Cheyanne Parker, a LCHS member, and hobby taxidermist who turns “roadkill into beautiful pieces,” served up popcorn for the crowd. Kris Price, among others, served cookies and pie.
Part of the standing room only crowd, was Carlos Valdez, 12, his brother Manuel, 13 and their grandfather Moses. The boys were visiting their grandfather from Boise, Idaho. “I’ve taken them around the lake to experience the lake. I brought them here. Took them to the roller rink, which I didn’t know existed, which I think is great. Took them across the lake, and to Middletown. You know, this is really a very wonderful place.”
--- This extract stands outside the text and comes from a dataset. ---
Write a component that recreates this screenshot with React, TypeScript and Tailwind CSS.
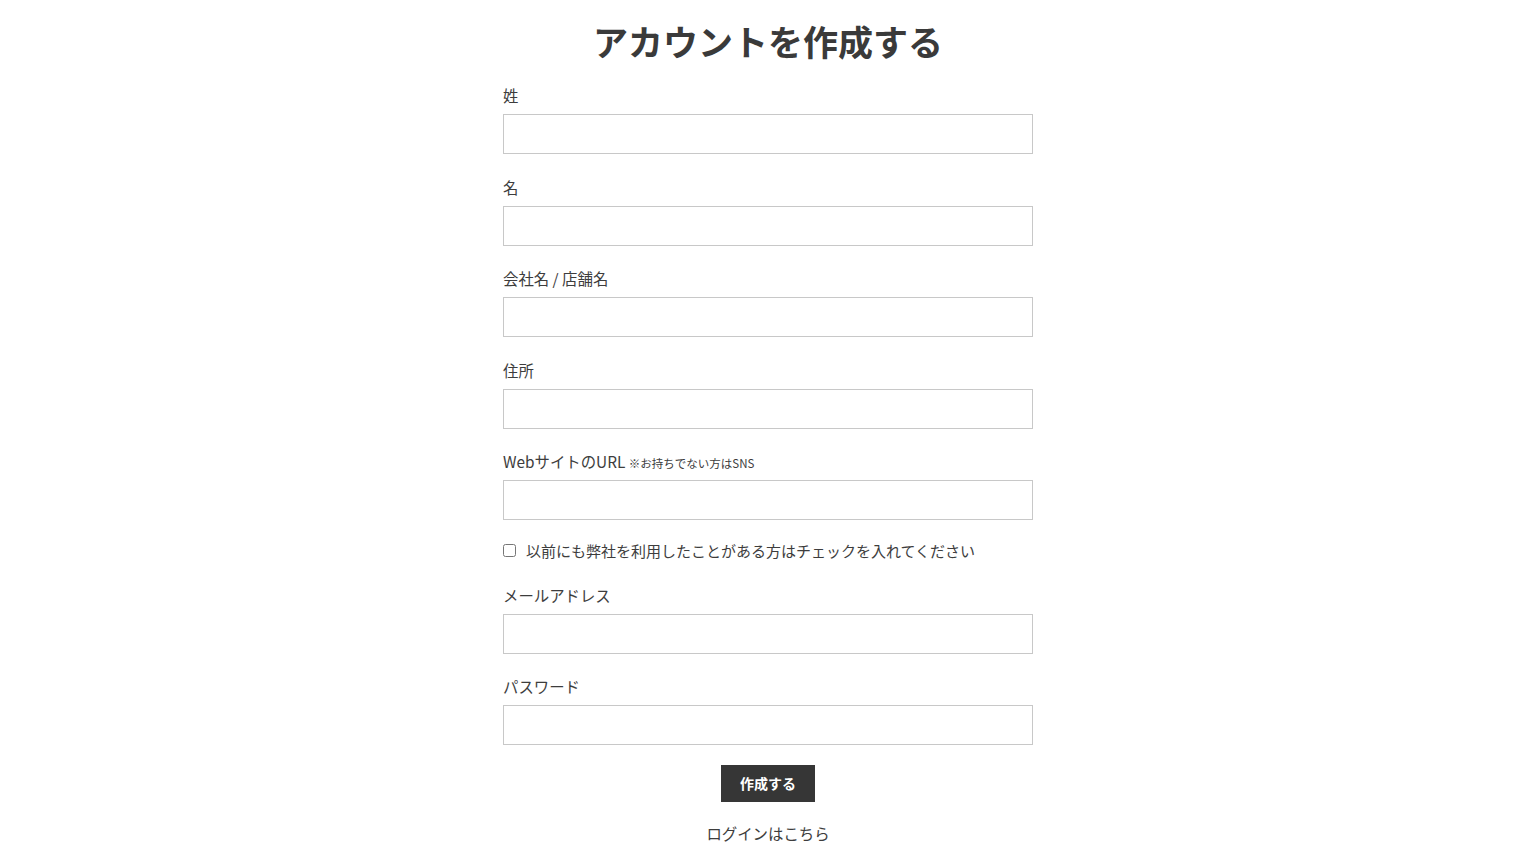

Snapping his fingers to the music, the youngest Valdez, said, “This [the fiddlers’ jam] is really interesting. Don’t usually hear this kind of music nowadays, so it’s intriguing.”
Kathy Jackson of Hidden Valley Lake, has been to the jam three times. “It’s awesome. I’m happy to be around happy smiling people. I can’t stop smiling. I’ll be back!”
During the last song, the tempo of the music sped up and the fiddlers fiddled faster and faster. So fast that it almost seemed like smoke would arise from their fiddle bows. The crowd went crazy clapping and stomping their feet in a frenzied beat.
When it was allover, the amped up crowd helped break down and stack the chairs, soon to return on the first Sunday in August to enjoy the jam fest once again.